I have written a few reviews now, and I like writing reviews for others. If I read a book that has less than fifty reviews, I write something. A star review and a few words.
To write a review here would mean it has surpassed a paragraph. Or I was requested to.
No one has requested me.
Reviews are not for the author.
Even though authors are the ones requesting, we don’t actually gain the true benefit to the review. Your words don’t matter to us.
You can write whatever you want in the review. It is written for future readers in mind. It’s to make them decide whether this book is the right fit for them or not.
We need more reviews of differing types. We need the good ones. The bad ones. Anything offered.
All reviews are good. Because it proves someone read the book and was willing to put in a little time to prove it.
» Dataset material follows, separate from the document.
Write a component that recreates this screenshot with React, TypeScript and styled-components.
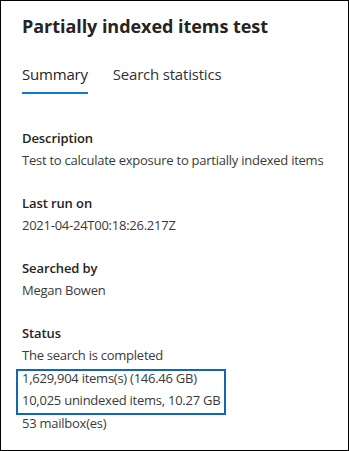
import styled, { createGlobalStyle } from "styled-components";

const GlobalStyle = createGlobalStyle`
  html, body {
    margin: 0;
    padding: 0;
    background: #ffffff;
  }
  * {
    box-sizing: border-box;
  }
`;

const Panel = styled.div`
  width: 349px;
  height: 451px;
  border: 1px solid #000000;
  padding: 11px 21px 0;
  font-family: "Open Sans", "Noto Sans", sans-serif;
  color: #323130;
  background: #ffffff;
  overflow: hidden;
`;

const Title = styled.h1`
  margin: 0;
  font-size: 18px;
  line-height: 28px;
  font-weight: 700;
  letter-spacing: -0.05px;
  color: #252423;
`;

const TabBar = styled.div`
  display: flex;
  gap: 25px;
  margin-top: 23px;
`;

const Tab = styled.div<{ $active?: boolean }>`
  font-size: 15px;
  line-height: 22px;
  letter-spacing: -0.2px;
  padding-bottom: 7px;
  color: ${(p) => (p.$active ? "#252423" : "#323130")};
  border-bottom: 2px solid ${(p) => (p.$active ? "#0f78d4" : "transparent")};
`;

const Sections = styled.div`
  display: flex;
  flex-direction: column;
  gap: 21px;
  margin-top: 33px;
`;

const Section = styled.section`
  display: flex;
  flex-direction: column;
`;

const Label = styled.div`
  font-size: 13px;
  line-height: 22px;
  font-weight: 600;
  letter-spacing: -0.1px;
  color: #252423;
`;

const Value = styled.div`
  font-size: 13px;
  line-height: 22px;
  letter-spacing: -0.25px;
  color: #3b3a39;
  white-space: nowrap;
`;

// the blue annotation box drawn over the two count lines
const Highlight = styled.div`
  position: relative;
  width: fit-content;
  margin: 1px 0;

  &::after {
    content: "";
    position: absolute;
    top: 2px;
    bottom: -4px;
    left: -6px;
    right: -6px;
    border: 2px solid #1068b5;
    pointer-events: none;
  }
`;

const sections = [
  { label: "Description", values: ["Test to calculate exposure to partially indexed items"] },
  { label: "Last run on", values: ["2021-04-24T00:18:26.217Z"] },
  { label: "Searched by", values: ["Megan Bowen"] },
];

export default function App() {
  return (
    <>
      <GlobalStyle />
      <Panel>
        <Title>Partially indexed items test</Title>
        <TabBar>
          <Tab $active>Summary</Tab>
          <Tab>Search statistics</Tab>
        </TabBar>
        <Sections>
          {sections.map((s) => (
            <Section key={s.label}>
              <Label>{s.label}</Label>
              {s.values.map((v) => (
                <Value key={v}>{v}</Value>
              ))}
            </Section>
          ))}
          <Section>
            <Label>Status</Label>
            <Value>The search is completed</Value>
            <Highlight>
              <Value>1,629,904 items(s) (146.46 GB)</Value>
              <Value>10,025 unindexed items, 10.27 GB</Value>
            </Highlight>
            <Value>53 mailbox(es)</Value>
          </Section>
        </Sections>
      </Panel>
    </>
  );
}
If a book gets a lot of bad reviews, either it didn’t find its audience or it needs to be updated as a new edition. Those are the two reasons. And a review that is from the wrong audience can increase the chance of reaching the right audience.
For me, a One Star means it shouldn’t be there. To be a one star, it has to be the first draft, or a draft that is comparable to a first. If a book hasn’t received the time required to go from first to final, then it shouldn’t be available to the public.
For me, quality is more important than story. Story will have me reading, but sometimes I’m not the correct audience. Being the wrong audience with a good book shouldn’t impact the star review.
I know others who treat star count as how entertaining it was for them. Which is fine as long as they explain that in the review. That they were the wrong audience for the book. Because if they were the wrong audience, there should be a right audience out there somewhere.
And remember for anyone getting paid to review, never boost the score. Being paid means getting a book to talk about. It’s being told your time giving this book a real consideration is valuable. It does not mean you’re being paid to be a yes-man.